Vincent Klyn said that because of the low budget for this movie there were only two pairs of contact lenses made for his character. He then continued on by saying that sometime earlier during filming he had lost one pair already, and then during the final fight scene thought he had lost the other. Filming had to be immediately halted while the crew tried to find where they might have dropped, which allowed Klyn to return to his dressing trailer. It was there he discovered that because the scene being filmed had so much water, dirt and smoke flying around that he must have blinked and rubbed his eyes which caused the lens to actually shift up and into his head. By blinking and rubbing his eye again in his trailer, the lens came back down and shooting was able to resume.
Terrie Batson had no idea that her voice was going to be dubbed over for the final release of this film, and only found out when she and friends and family had gone to see it in theaters for the first time after its completion.
The trivia items below may give away important plot points.
The film's ending was extended in Albert Pyun's director's cut of the film which was to set the stage for a planned sequel Cyborg: The Dark Rift.
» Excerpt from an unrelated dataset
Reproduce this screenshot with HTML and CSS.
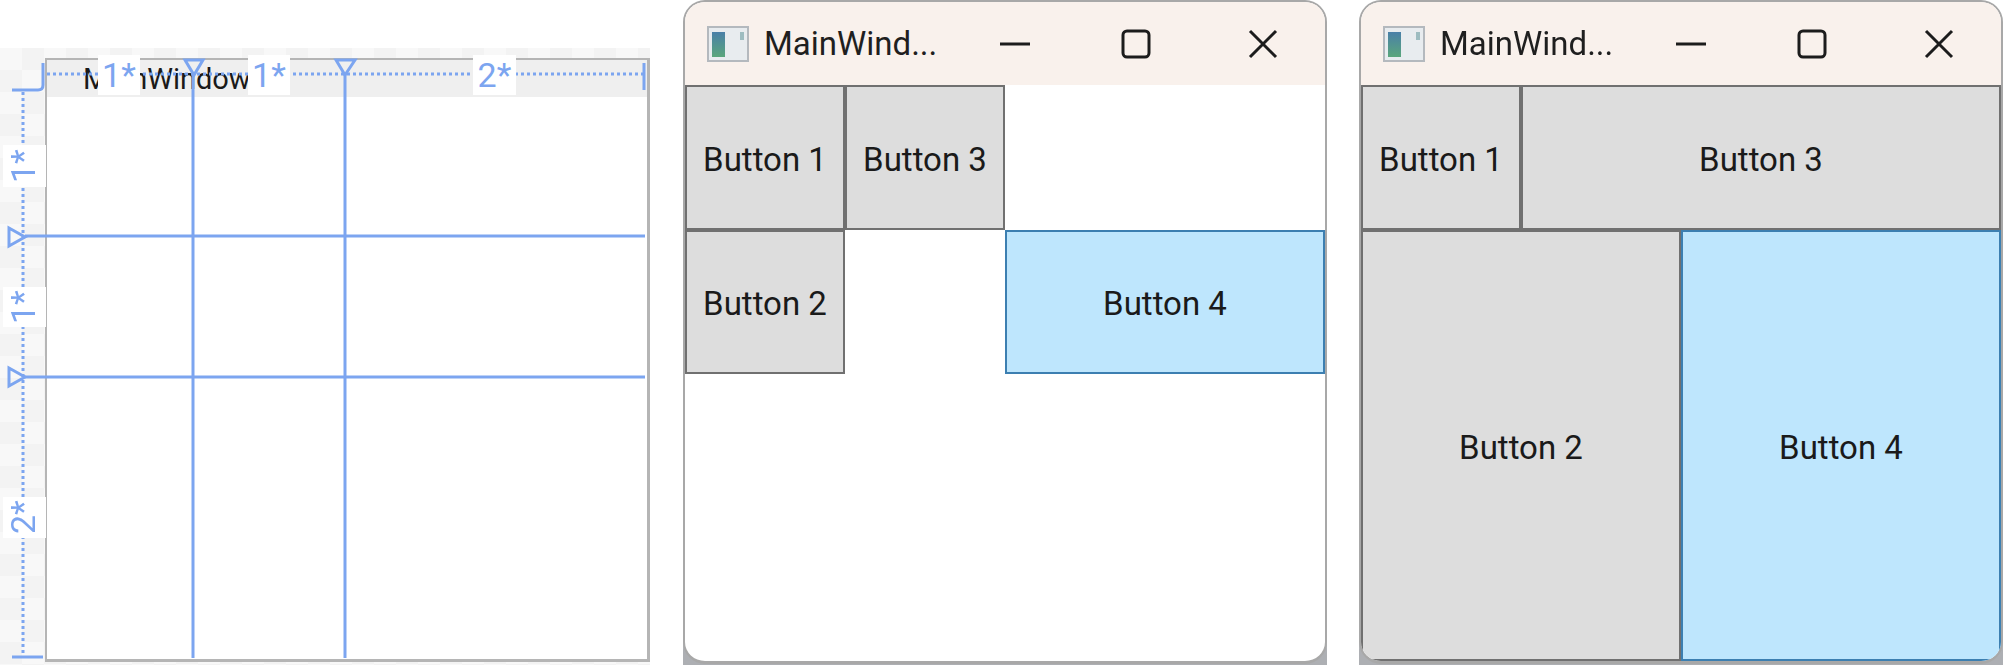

In the extended ending, we cut to 9 months later and a electrical storm is seen and a sphere flashes and an unknown naked woman (A cyborg) appears and it ends with the caption. "Next: Cyborg Nemesis: The Dark Rift". The extended ending ripped off and was a nod to The Terminator (1984) and it's sequels and the spin-off TV series Terminator: The Sarah Connor Chronicles (2008). However, production of the movie had been canceled due to Pyun being diagnosed with dementia.
The film originally titled "Slinger" was envisioned by Albert Pyun to be a futuristic western. Gibson is like the lone cowboy/gun-for-hire, whilst Fender and the Pirates are the outlaw gang. Gibson has a tragic backstory and seeks revenge upon Fender and the Pirates whom killed his family and like all westerns, Gibson declines the offer to stay with Pearl and the scientists and decides to move on and returns to the badlands of the post-apocalyptic United States as he is needed elsewhere.